* [GIVEN INFORMATION]:

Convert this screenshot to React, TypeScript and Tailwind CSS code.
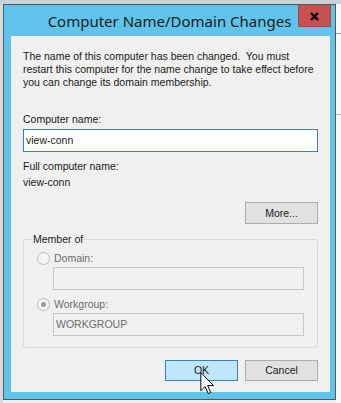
import React from "react";

const body = "font-['Liberation_Sans',Arial,sans-serif] text-[10.5px] leading-[13px] whitespace-nowrap";

function Radio({ checked }: { checked?: boolean }) {
  return (
    <span className="w-[13px] h-[13px] rounded-full border border-[#bcbcbc] bg-[#f4f4f4] flex items-center justify-center">
      {checked && <span className="w-[5px] h-[5px] rounded-full bg-[#9a9a9a]" />}
    </span>
  );
}

function Cursor() {
  return (
    <svg width="17" height="23" viewBox="0 0 12 19" className="absolute left-[188px] top-[336px]">
      <path d="M0.5 0.5 L0.5 15.5 L4 12 L6.6 17.8 L8.6 16.9 L6.1 11.2 L11 11.2 Z" fill="#fff" stroke="#000" strokeWidth="0.8" strokeLinejoin="round" />
    </svg>
  );
}

// red close box of the title bar
function CloseButton() {
  return (
    <svg width="33" height="22" viewBox="0 0 33 22" className="block">
      <rect x="0" y="0" width="33" height="22" fill="#c75050" />
      <rect x="0.5" y="-1" width="32" height="22.5" fill="none" stroke="#a84646" />
      <path d="M13 8 L20 15 M20 8 L13 15" stroke="#000" strokeWidth="2.2" />
    </svg>
  );
}

export default function App() {
  return (
    <div className="w-[341px] h-[403px] bg-[#eceeef] flex flex-col overflow-hidden">
      <div className="h-[4px] bg-[#c9d3d8] shrink-0" />
      <div className="flex flex-1">
        <div className="w-[3px] bg-[#d3dbdf]" />
        <div className="w-[333px] h-[396px] border border-[#4b5960] bg-[#60c4ea] flex flex-col">
          <div className="h-[31px] grid grid-cols-[1fr_auto_1fr]">
            <div />
            <span className="self-center font-['Noto_Sans',sans-serif] text-[15px] text-[#1b1b1b] pt-[1px]">Computer Name/Domain Changes</span>
            <div className="flex justify-end items-start pr-[4px]">
              <CloseButton />
            </div>
          </div>
          <div className={`relative ml-[7px] mr-[5px] h-[356px] bg-[#f0f0f0] px-[12px] pt-[14px] text-[#1a1a1a] ${body}`}>
            <p>
              The name of this computer has been changed.&nbsp; You must
              <br />
              restart this computer for the name change to take effect before
              <br />
              you can change its domain membership.
            </p>
            <div className="mt-[24px]">Computer name:</div>
            <div className="mt-[3px] h-[23px] border border-[#3c7fb1] bg-white flex items-center px-[2px]">view-conn</div>
            <div className="mt-[8px]">Full computer name:</div>
            <div className="mt-[3px]">view-conn</div>
            <div className="mt-[13px] flex justify-end">
              <div className="w-[73px] h-[22px] border border-[#adadad] bg-[#e1e1e1] flex items-center justify-center">More...</div>
            </div>
            <div className="relative mt-[15px] h-[109px] border border-[#d9d9d9] rounded-[3px] pl-[13px] pr-[13px]">
              <span className="absolute left-[8px] -top-[7px] bg-[#f0f0f0] px-[1px]">Member of</span>
              <div className="mt-[12px] flex items-center gap-[4px] text-[#6d6d6d]">
                <Radio />
                <span>Domain:</span>
              </div>
              <div className="mt-[2px] ml-[16px] h-[23px] border border-[#c8c8c8] bg-[#f0f0f0]" />
              <div className="mt-[8px] flex items-center gap-[4px] text-[#6d6d6d]">
                <Radio checked />
                <span>Workgroup:</span>
              </div>
              <div className="mt-[2px] ml-[16px] h-[23px] border border-[#c8c8c8] bg-[#f0f0f0] flex items-center px-[2px] text-[#6d6d6d]">WORKGROUP</div>
            </div>
            <div className="mt-[12px] flex justify-end gap-[7px]">
              <div className="w-[73px] h-[21px] border border-[#3c7fb1] bg-[#bee6fd] flex items-center justify-center">OK</div>
              <div className="w-[73px] h-[21px] border border-[#adadad] bg-[#e1e1e1] flex items-center justify-center">Cancel</div>
            </div>
            <Cursor />
          </div>
        </div>
        <div className="flex-1 bg-[#f7f7f7] flex flex-col">
          <div className="h-[29px]" />
          <div className="h-[1px] bg-[#9a9a9a]" />
          <div className="h-[80px]" />
          <div className="h-[1px] bg-[#b5b5b5]" />
        </div>
      </div>
    </div>
  );
}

* [THE PROBLEM]: Do not include the images; transcribe the rest of the listing exactly.

* [THE REPLY]:
Convert this screenshot to React, TypeScript and Tailwind CSS code.
import React from "react";

const body = "font-['Liberation_Sans',Arial,sans-serif] text-[10.5px] leading-[13px] whitespace-nowrap";

function Radio({ checked }: { checked?: boolean }) {
  return (
    <span className="w-[13px] h-[13px] rounded-full border border-[#bcbcbc] bg-[#f4f4f4] flex items-center justify-center">
      {checked && <span className="w-[5px] h-[5px] rounded-full bg-[#9a9a9a]" />}
    </span>
  );
}

function Cursor() {
  return (
    <svg width="17" height="23" viewBox="0 0 12 19" className="absolute left-[188px] top-[336px]">
      <path d="M0.5 0.5 L0.5 15.5 L4 12 L6.6 17.8 L8.6 16.9 L6.1 11.2 L11 11.2 Z" fill="#fff" stroke="#000" strokeWidth="0.8" strokeLinejoin="round" />
    </svg>
  );
}

// red close box of the title bar
function CloseButton() {
  return (
    <svg width="33" height="22" viewBox="0 0 33 22" className="block">
      <rect x="0" y="0" width="33" height="22" fill="#c75050" />
      <rect x="0.5" y="-1" width="32" height="22.5" fill="none" stroke="#a84646" />
      <path d="M13 8 L20 15 M20 8 L13 15" stroke="#000" strokeWidth="2.2" />
    </svg>
  );
}

export default function App() {
  return (
    <div className="w-[341px] h-[403px] bg-[#eceeef] flex flex-col overflow-hidden">
      <div className="h-[4px] bg-[#c9d3d8] shrink-0" />
      <div className="flex flex-1">
        <div className="w-[3px] bg-[#d3dbdf]" />
        <div className="w-[333px] h-[396px] border border-[#4b5960] bg-[#60c4ea] flex flex-col">
          <div className="h-[31px] grid grid-cols-[1fr_auto_1fr]">
            <div />
            <span className="self-center font-['Noto_Sans',sans-serif] text-[15px] text-[#1b1b1b] pt-[1px]">Computer Name/Domain Changes</span>
            <div className="flex justify-end items-start pr-[4px]">
              <CloseButton />
            </div>
          </div>
          <div className={`relative ml-[7px] mr-[5px] h-[356px] bg-[#f0f0f0] px-[12px] pt-[14px] text-[#1a1a1a] ${body}`}>
            <p>
              The name of this computer has been changed.&nbsp; You must
              <br />
              restart this computer for the name change to take effect before
              <br />
              you can change its domain membership.
            </p>
            <div className="mt-[24px]">Computer name:</div>
            <div className="mt-[3px] h-[23px] border border-[#3c7fb1] bg-white flex items-center px-[2px]">view-conn</div>
            <div className="mt-[8px]">Full computer name:</div>
            <div className="mt-[3px]">view-conn</div>
            <div className="mt-[13px] flex justify-end">
              <div className="w-[73px] h-[22px] border border-[#adadad] bg-[#e1e1e1] flex items-center justify-center">More...</div>
            </div>
            <div className="relative mt-[15px] h-[109px] border border-[#d9d9d9] rounded-[3px] pl-[13px] pr-[13px]">
              <span className="absolute left-[8px] -top-[7px] bg-[#f0f0f0] px-[1px]">Member of</span>
              <div className="mt-[12px] flex items-center gap-[4px] text-[#6d6d6d]">
                <Radio />
                <span>Domain:</span>
              </div>
              <div className="mt-[2px] ml-[16px] h-[23px] border border-[#c8c8c8] bg-[#f0f0f0]" />
              <div className="mt-[8px] flex items-center gap-[4px] text-[#6d6d6d]">
                <Radio checked />
                <span>Workgroup:</span>
              </div>
              <div className="mt-[2px] ml-[16px] h-[23px] border border-[#c8c8c8] bg-[#f0f0f0] flex items-center px-[2px] text-[#6d6d6d]">WORKGROUP</div>
            </div>
            <div className="mt-[12px] flex justify-end gap-[7px]">
              <div className="w-[73px] h-[21px] border border-[#3c7fb1] bg-[#bee6fd] flex items-center justify-center">OK</div>
              <div className="w-[73px] h-[21px] border border-[#adadad] bg-[#e1e1e1] flex items-center justify-center">Cancel</div>
            </div>
            <Cursor />
          </div>
        </div>
        <div className="flex-1 bg-[#f7f7f7] flex flex-col">
          <div className="h-[29px]" />
          <div className="h-[1px] bg-[#9a9a9a]" />
          <div className="h-[80px]" />
          <div className="h-[1px] bg-[#b5b5b5]" />
        </div>
      </div>
    </div>
  );
}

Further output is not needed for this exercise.